Customers are both resonating with the extra control afforded over the retail experience while also being overwhelmed with choice. They are addicted to their smartphones, with the average Australian checking their phone 226 times a day, though 60 per cent of consumers are distracted or multitasking while doing so.
Stevens broke what consumers want into four main desires: wanting to feel connected, to feel like they are taking their time back, to feel better about their excesses, and to be served properly.
Additionally, consumers who are seeking these things are willing to pay more to get it.
“Consumers aren’t resonating with discounts,” Stevens said, pointing to the approximately $60 million entrance and exit of failed real estate provider Purple Bricks. The brands ‘no commission’ model was attractive, but also created a perceived value as a budget operator.
“They’re willing to pay for the expertise.”

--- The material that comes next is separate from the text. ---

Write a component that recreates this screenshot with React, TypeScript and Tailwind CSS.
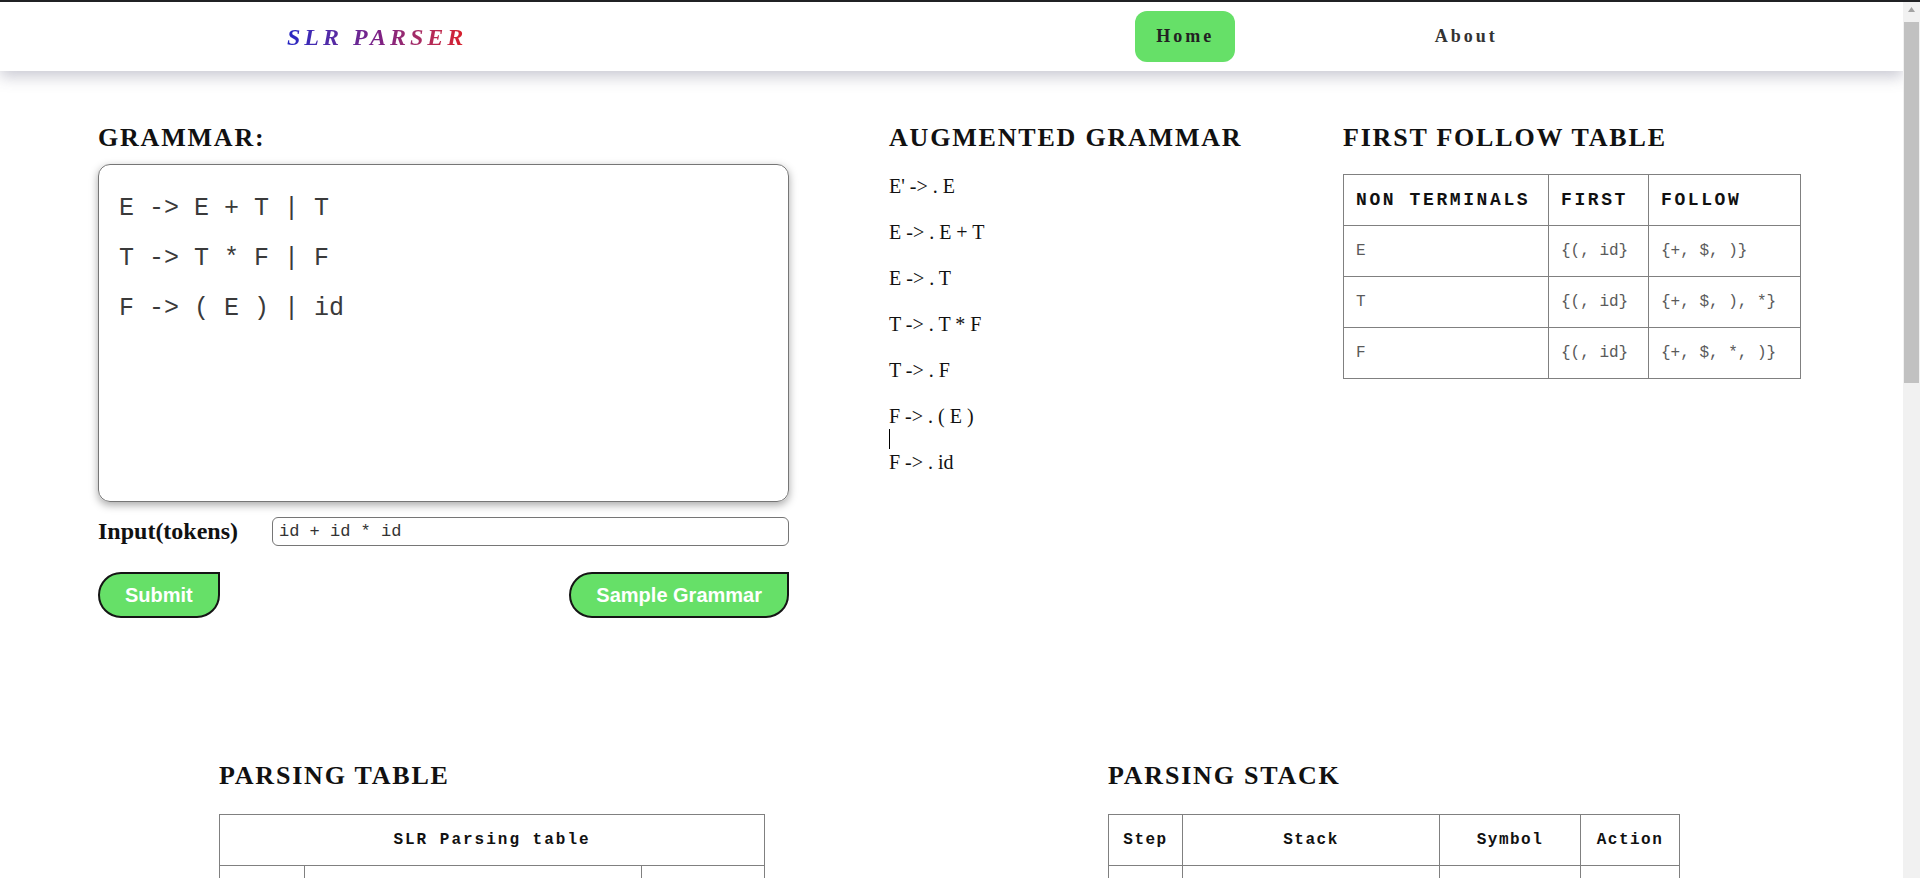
import React from 'react'

const serif = { fontFamily: '"Liberation Serif", "Times New Roman", serif' }

const augmented = ["E' -> . E", 'E -> . E + T', 'E -> . T', 'T -> . T * F', 'T -> . F', 'F -> . ( E )', 'F -> . id']

const firstFollow = [
  ['E', '{(, id}', '{+, $, )}'],
  ['T', '{(, id}', '{+, $, ), *}'],
  ['F', '{(, id}', '{+, $, *, )}'],
]

const terminals = ['id', '+', '*', '(', ')', '$']
const nonTerminals = ['E', 'T', 'F']

// rows: state -> [id, +, *, (, ), $, E, T, F]
const slrRows = [
  ['s5', '', '', 's4', '', '', '1', '2', '3'],
  ['', 's6', '', '', '', 'acc', '', '', ''],
  ['', 'r2', 's7', '', 'r2', 'r2', '', '', ''],
  ['', 'r4', 'r4', '', 'r4', 'r4', '', '', ''],
  ['s5', '', '', 's4', '', '', '8', '2', '3'],
  ['', 'r6', 'r6', '', 'r6', 'r6', '', '', ''],
  ['s5', '', '', 's4', '', '', '', '9', '3'],
  ['s5', '', '', 's4', '', '', '', '', '10'],
  ['', 's6', '', '', 's11', '', '', '', ''],
  ['', 'r1', 's7', '', 'r1', 'r1', '', '', ''],
  ['', 'r3', 'r3', '', 'r3', 'r3', '', '', ''],
  ['', 'r5', 'r5', '', 'r5', 'r5', '', '', ''],
]

const stackRows = [
  ['1', '0', 'id', 'Shift 5'],
  ['2', '0 id 5', '+', 'r6'],
  ['3', '0 F 3', '+', 'r4'],
  ['4', '0 T 2', '+', 'r2'],
  ['5', '0 E 1', '+', 'Shift 6'],
  ['6', '0 E 1 + 6', 'id', 'Shift 5'],
  ['7', '0 E 1 + 6 id 5', '*', 'r6'],
  ['8', '0 E 1 + 6 F 3', '*', 'r4'],
  ['9', '0 E 1 + 6 T 9', '*', 'Shift 7'],
  ['10', '0 E 1 + 6 T 9 * 7', 'id', 'Shift 5'],
  ['11', '0 E 1 + 6 T 9 * 7 id 5', '$', 'r6'],
  ['12', '0 E 1 + 6 T 9 * 7 F 10', '$', 'r3'],
  ['13', '0 E 1 + 6 T 9', '$', 'r1'],
  ['14', '0 E 1', '$', 'Accept'],
]

function Heading({ children }: { children: React.ReactNode }) {
  return (
    <h2 className="text-[26px] leading-[30px] font-bold tracking-[1.8px] text-[#111]" style={serif}>
      {children}
    </h2>
  )
}

// fake classic browser scrollbar (page is taller than the window)
function Scrollbar() {
  return (
    <div className="flex w-[17px] shrink-0 flex-col items-center bg-[#f1f1f1]">
      <svg className="mt-[5px]" width="7" height="5" viewBox="0 0 7 5">
        <path d="M3.5 0 L7 5 L0 5 Z" fill="#a3a3a3" />
      </svg>
      <div className="mt-[10px] h-[361px] w-[15px] bg-[#c1c1c1]" />
    </div>
  )
}

const cell = 'border border-[#808080]'
const mono = 'font-["Liberation_Mono",monospace]'

export default function App() {
  return (
    <div className="flex h-screen flex-col overflow-hidden bg-white text-[#111]" style={serif}>
      <div className="h-[2px] shrink-0 bg-[#202124]" />

      <div className="flex min-h-0 flex-1">
        <div className="min-w-0 flex-1 overflow-hidden">
          {/* Navbar */}
          <nav className="relative z-10 flex h-[69px] items-center bg-white shadow-[0_6px_14px_rgba(70,70,100,0.28)]">
            <span className="ml-[287px] bg-gradient-to-r from-[#2424c4] via-[#7b1f86] to-[#dc1a1f] bg-clip-text text-[24px] font-bold italic tracking-[4px] text-transparent">
              SLR PARSER
            </span>
            <a className="ml-[668px] flex h-[51px] w-[100px] items-center justify-center rounded-[12px] bg-[#66e068] text-[18px] font-bold tracking-[3px] text-[#222]">
              Home
            </a>
            <a className="ml-[181px] flex h-[51px] w-[100px] items-center justify-center text-[18px] font-bold tracking-[3px] text-[#333]">
              About
            </a>
          </nav>

          {/* Top section */}
          <div className="flex pt-[52px]">
            <div className="ml-[98px] w-[691px] shrink-0">
              <Heading>GRAMMAR:</Heading>
              <textarea
                className={`mt-[11px] block h-[338px] w-full resize-none rounded-[12px] border border-[#767676] px-[20px] pt-[19px] text-[25px] leading-[50px] text-[#3a3a3a] shadow-[0_3px_8px_rgba(0,0,0,0.35)] outline-none ${mono}`}
                defaultValue={'E -> E + T | T\nT -> T * F | F\nF -> ( E ) | id'}
              />
              <div className="mt-[15px] flex items-center">
                <label className="mt-[-2px] w-[174px] text-[24px] leading-[28px] font-bold">Input(tokens)</label>
                <input
                  className={`h-[29px] flex-1 rounded-[6px] border border-[#767676] px-[6px] text-[17px] text-[#333] outline-none ${mono}`}
                  defaultValue="id + id * id"
                />
              </div>
              <div className="mt-[26px] flex justify-between font-['Liberation_Sans',Arial,sans-serif]">
                <button className="h-[46px] rounded-tl-[24px] rounded-tr-none rounded-bl-[24px] rounded-br-[24px] border-2 border-[#151515] bg-[#66e068] px-[25px] text-[20px] font-bold text-white">
                  Submit
                </button>
                <button className="h-[46px] rounded-tl-[24px] rounded-tr-none rounded-bl-[24px] rounded-br-[24px] border-2 border-[#151515] bg-[#66e068] px-[25px] text-[20px] font-bold text-white">
                  Sample Grammar
                </button>
              </div>
            </div>

            <div className="ml-[100px] w-[454px] shrink-0">
              <Heading>AUGMENTED GRAMMAR</Heading>
              <div className="mt-[22px] flex flex-col gap-[23px] text-[20px] leading-[23px]">
                {augmented.map((line, i) => (
                  <div key={i} className="relative">
                    {line}
                    {i === 5 && <span className="absolute left-0 top-[24px] h-[20px] w-px bg-black" />}
                  </div>
                ))}
              </div>
            </div>

            <div className="w-[457px] shrink-0">
              <Heading>FIRST FOLLOW TABLE</Heading>
              <table className={`mt-[21px] w-[457px] table-fixed border-collapse ${mono}`}>
                <colgroup>
                  <col className="w-[205px]" />
                  <col className="w-[100px]" />
                  <col className="w-[152px]" />
                </colgroup>
                <thead>
                  <tr className="h-[51px] text-left text-[18px] font-bold tracking-[2.6px] text-[#111]">
                    <th className={`${cell} px-[12px]`}>NON TERMINALS</th>
                    <th className={`${cell} px-[12px]`}>FIRST</th>
                    <th className={`${cell} px-[12px]`}>FOLLOW</th>
                  </tr>
                </thead>
                <tbody>
                  {firstFollow.map((r) => (
                    <tr key={r[0]} className="h-[51px] text-[16px] text-[#5a5a5a]">
                      <td className={`${cell} px-[12px]`}>{r[0]}</td>
                      <td className={`${cell} px-[12px] whitespace-nowrap`}>{r[1]}</td>
                      <td className={`${cell} px-[12px] whitespace-nowrap`}>{r[2]}</td>
                    </tr>
                  ))}
                </tbody>
              </table>
            </div>
          </div>

          {/* Bottom section */}
          <div className="mt-[143px] flex pb-[440px]">
            <div className="ml-[219px] w-[546px] shrink-0">
              <Heading>PARSING TABLE</Heading>
              <table className={`mt-[23px] w-[546px] table-fixed border-collapse text-center ${mono}`}>
                <colgroup>
                  <col className="w-[85px]" />
                  {terminals.map((t) => (
                    <col key={t} className="w-[56px]" />
                  ))}
                  {nonTerminals.map((t) => (
                    <col key={t} className="w-[41px]" />
                  ))}
                </colgroup>
                <thead className="text-[16px] font-bold tracking-[2px] text-[#111]">
                  <tr className="h-[51px]">
                    <th colSpan={10} className={cell}>SLR Parsing table</th>
                  </tr>
                  <tr className="h-[51px]">
                    <th rowSpan={2} className={cell}>State</th>
                    <th colSpan={6} className={cell}>ACTION</th>
                    <th colSpan={3} className={cell}>GOTO</th>
                  </tr>
                  <tr className="h-[51px]">
                    {terminals.concat(nonTerminals).map((t) => (
                      <th key={t} className={cell}>{t}</th>
                    ))}
                  </tr>
                </thead>
                <tbody className="text-[15px] text-[#555]">
                  {slrRows.map((r, i) => (
                    <tr key={i} className="h-[51px]">
                      <td className={cell}>{i}</td>
                      {r.map((v, j) => (
                        <td key={j} className={cell}>{v}</td>
                      ))}
                    </tr>
                  ))}
                </tbody>
              </table>
            </div>

            <div className="ml-[343px] w-[571px] shrink-0">
              <Heading>PARSING STACK</Heading>
              <table className={`mt-[23px] w-[571px] table-fixed border-collapse text-center ${mono}`}>
                <colgroup>
                  <col className="w-[74px]" />
                  <col className="w-[257px]" />
                  <col className="w-[141px]" />
                  <col className="w-[99px]" />
                </colgroup>
                <thead>
                  <tr className="h-[51px] text-[16px] font-bold tracking-[1.5px] text-[#111]">
                    <th className={cell}>Step</th>
                    <th className={cell}>Stack</th>
                    <th className={cell}>Symbol</th>
                    <th className={cell}>Action</th>
                  </tr>
                </thead>
                <tbody className="text-[15px] text-[#555]">
                  {stackRows.map((r) => (
                    <tr key={r[0]} className="h-[51px]">
                      {r.map((v, j) => (
                        <td key={j} className={cell}>{v}</td>
                      ))}
                    </tr>
                  ))}
                </tbody>
              </table>
            </div>
          </div>
        </div>

        <Scrollbar />
      </div>
    </div>
  )
}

The main piece of advice that Stevens gave was that retailers need to live in their customers world – not the other way around. Brands and businesses that are curious about what their customers want and aim to deliver it will fare better than those rolling out a generic offering nationwide.
The solution for retailers? Ask more questions of consumers, create commonality with your audience, personalise your offer to them, and redefine the ceremony of customer service.
According to Stevens, the current customer service offering across retail is losing its soul with the fight for speed. For example, research found that Japanese tea served at the end of a 20-minute traditional ceremony was perceived to taste better than the same tea served immediately.
By creating a perceived ceremony around customer service, such as taking the time to ask questions of your customers and listen to what they have to say, allows customers to feel special and valued.